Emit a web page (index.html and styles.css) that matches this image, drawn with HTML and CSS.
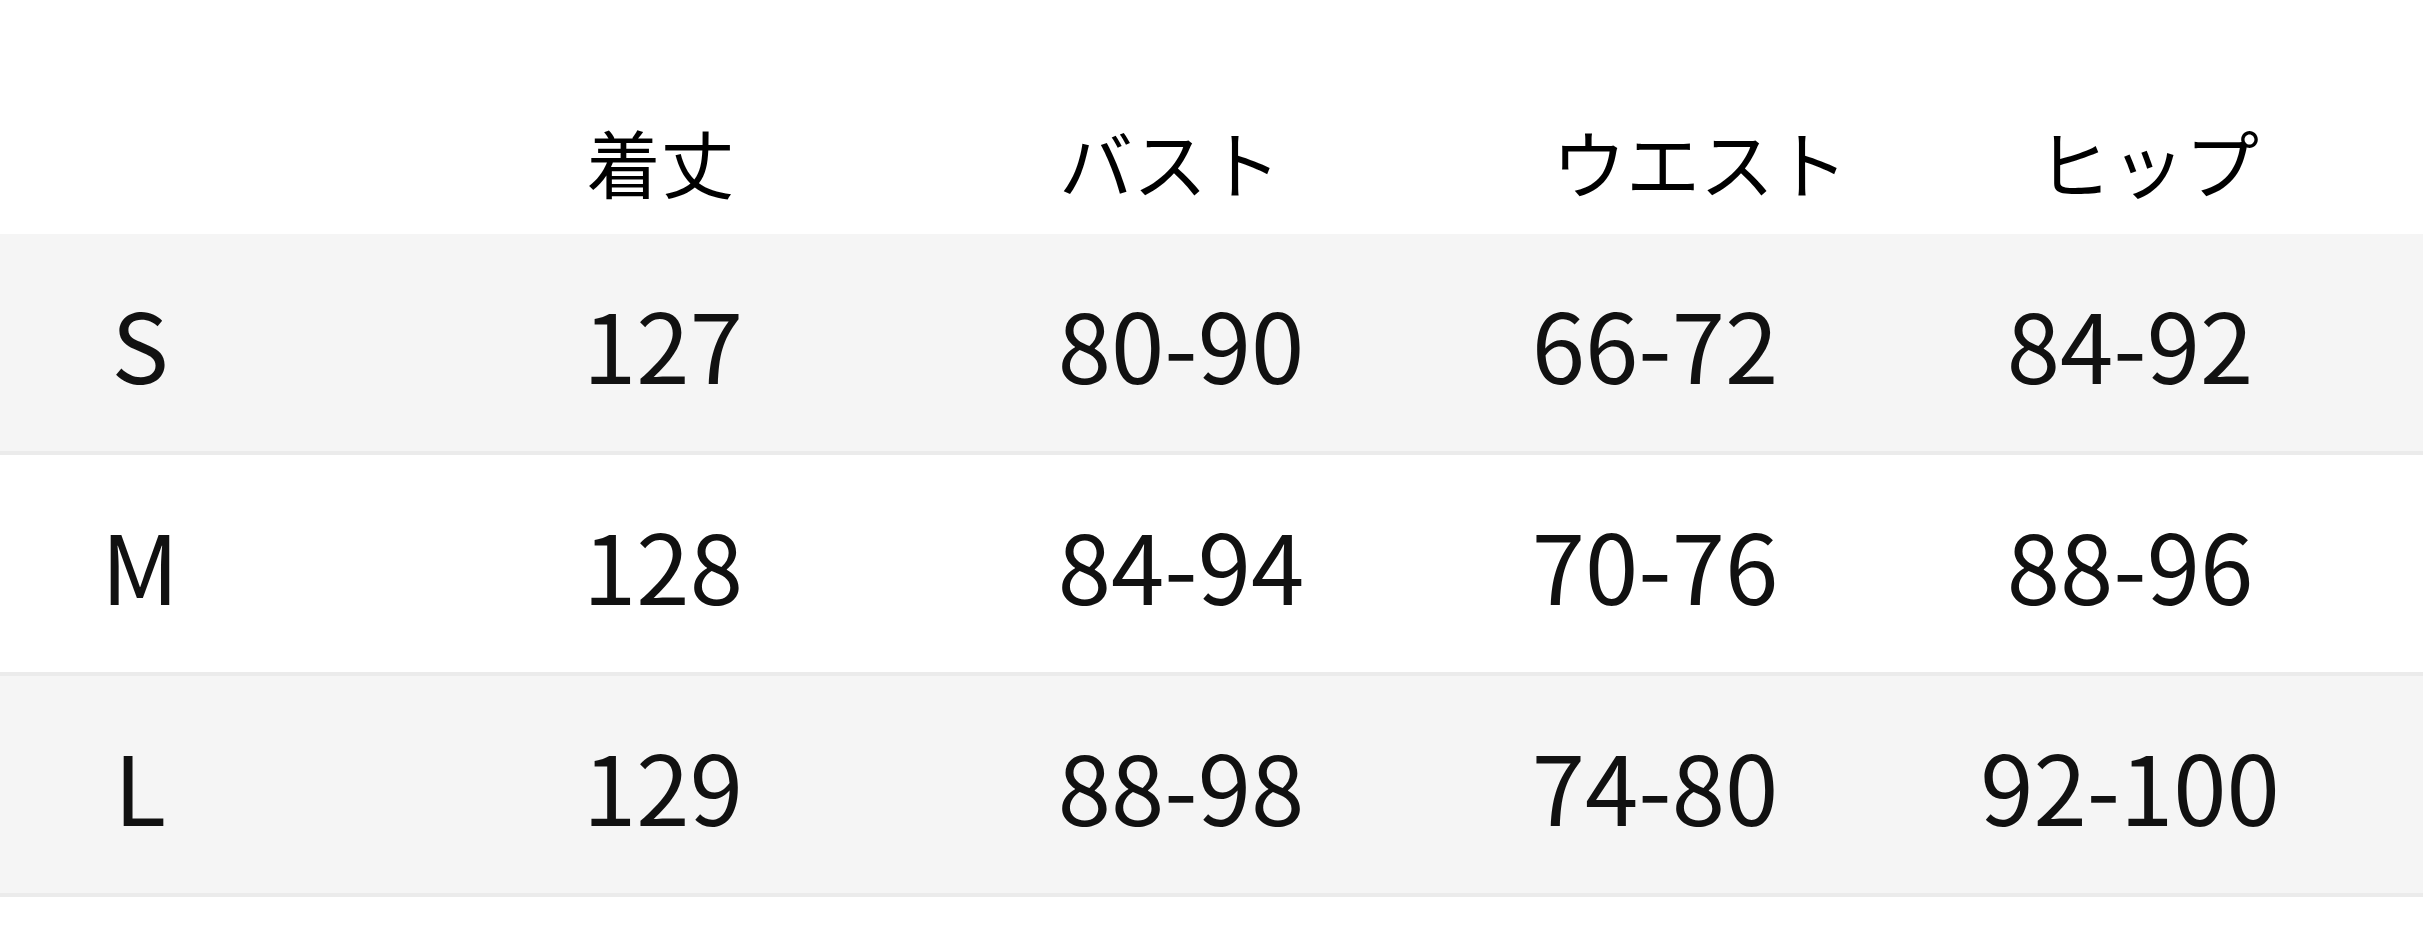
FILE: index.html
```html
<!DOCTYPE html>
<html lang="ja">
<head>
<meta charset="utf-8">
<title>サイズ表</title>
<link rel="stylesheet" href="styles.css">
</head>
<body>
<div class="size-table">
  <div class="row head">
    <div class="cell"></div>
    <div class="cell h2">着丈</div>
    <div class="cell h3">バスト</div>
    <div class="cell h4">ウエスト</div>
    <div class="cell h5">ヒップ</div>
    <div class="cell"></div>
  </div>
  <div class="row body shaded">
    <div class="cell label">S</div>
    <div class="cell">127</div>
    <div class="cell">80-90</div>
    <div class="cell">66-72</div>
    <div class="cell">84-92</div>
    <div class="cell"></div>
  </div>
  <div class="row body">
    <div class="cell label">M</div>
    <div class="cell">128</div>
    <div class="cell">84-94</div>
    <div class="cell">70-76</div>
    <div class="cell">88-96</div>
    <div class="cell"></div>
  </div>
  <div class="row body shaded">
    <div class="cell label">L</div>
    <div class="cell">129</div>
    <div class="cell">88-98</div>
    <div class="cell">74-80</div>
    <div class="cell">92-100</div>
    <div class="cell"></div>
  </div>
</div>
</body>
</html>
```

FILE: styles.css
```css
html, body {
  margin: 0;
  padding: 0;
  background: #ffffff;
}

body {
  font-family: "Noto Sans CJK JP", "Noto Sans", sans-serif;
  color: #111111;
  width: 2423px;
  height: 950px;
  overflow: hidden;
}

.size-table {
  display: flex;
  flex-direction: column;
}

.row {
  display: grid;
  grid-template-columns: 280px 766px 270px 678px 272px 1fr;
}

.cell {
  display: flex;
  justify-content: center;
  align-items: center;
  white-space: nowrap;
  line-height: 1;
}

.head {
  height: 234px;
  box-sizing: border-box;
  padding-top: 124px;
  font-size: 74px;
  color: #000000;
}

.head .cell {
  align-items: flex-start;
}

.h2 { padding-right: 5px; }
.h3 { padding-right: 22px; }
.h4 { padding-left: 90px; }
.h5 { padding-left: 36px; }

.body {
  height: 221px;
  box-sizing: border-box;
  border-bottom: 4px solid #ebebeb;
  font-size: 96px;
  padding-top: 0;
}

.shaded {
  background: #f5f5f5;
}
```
....
WHAT TO DO =>
Reproduce all of the data exactly; the pictures do not belong in the copy.

OUTPUT FOR THIS TASK =>
Emit a web page (index.html and styles.css) that matches this image, drawn with HTML and CSS.
FILE: index.html
```html
<!DOCTYPE html>
<html lang="ja">
<head>
<meta charset="utf-8">
<title>サイズ表</title>
<link rel="stylesheet" href="styles.css">
</head>
<body>
<div class="size-table">
  <div class="row head">
    <div class="cell"></div>
    <div class="cell h2">着丈</div>
    <div class="cell h3">バスト</div>
    <div class="cell h4">ウエスト</div>
    <div class="cell h5">ヒップ</div>
    <div class="cell"></div>
  </div>
  <div class="row body shaded">
    <div class="cell label">S</div>
    <div class="cell">127</div>
    <div class="cell">80-90</div>
    <div class="cell">66-72</div>
    <div class="cell">84-92</div>
    <div class="cell"></div>
  </div>
  <div class="row body">
    <div class="cell label">M</div>
    <div class="cell">128</div>
    <div class="cell">84-94</div>
    <div class="cell">70-76</div>
    <div class="cell">88-96</div>
    <div class="cell"></div>
  </div>
  <div class="row body shaded">
    <div class="cell label">L</div>
    <div class="cell">129</div>
    <div class="cell">88-98</div>
    <div class="cell">74-80</div>
    <div class="cell">92-100</div>
    <div class="cell"></div>
  </div>
</div>
</body>
</html>
```

FILE: styles.css
```css
html, body {
  margin: 0;
  padding: 0;
  background: #ffffff;
}

body {
  font-family: "Noto Sans CJK JP", "Noto Sans", sans-serif;
  color: #111111;
  width: 2423px;
  height: 950px;
  overflow: hidden;
}

.size-table {
  display: flex;
  flex-direction: column;
}

.row {
  display: grid;
  grid-template-columns: 280px 766px 270px 678px 272px 1fr;
}

.cell {
  display: flex;
  justify-content: center;
  align-items: center;
  white-space: nowrap;
  line-height: 1;
}

.head {
  height: 234px;
  box-sizing: border-box;
  padding-top: 124px;
  font-size: 74px;
  color: #000000;
}

.head .cell {
  align-items: flex-start;
}

.h2 { padding-right: 5px; }
.h3 { padding-right: 22px; }
.h4 { padding-left: 90px; }
.h5 { padding-left: 36px; }

.body {
  height: 221px;
  box-sizing: border-box;
  border-bottom: 4px solid #ebebeb;
  font-size: 96px;
  padding-top: 0;
}

.shaded {
  background: #f5f5f5;
}
```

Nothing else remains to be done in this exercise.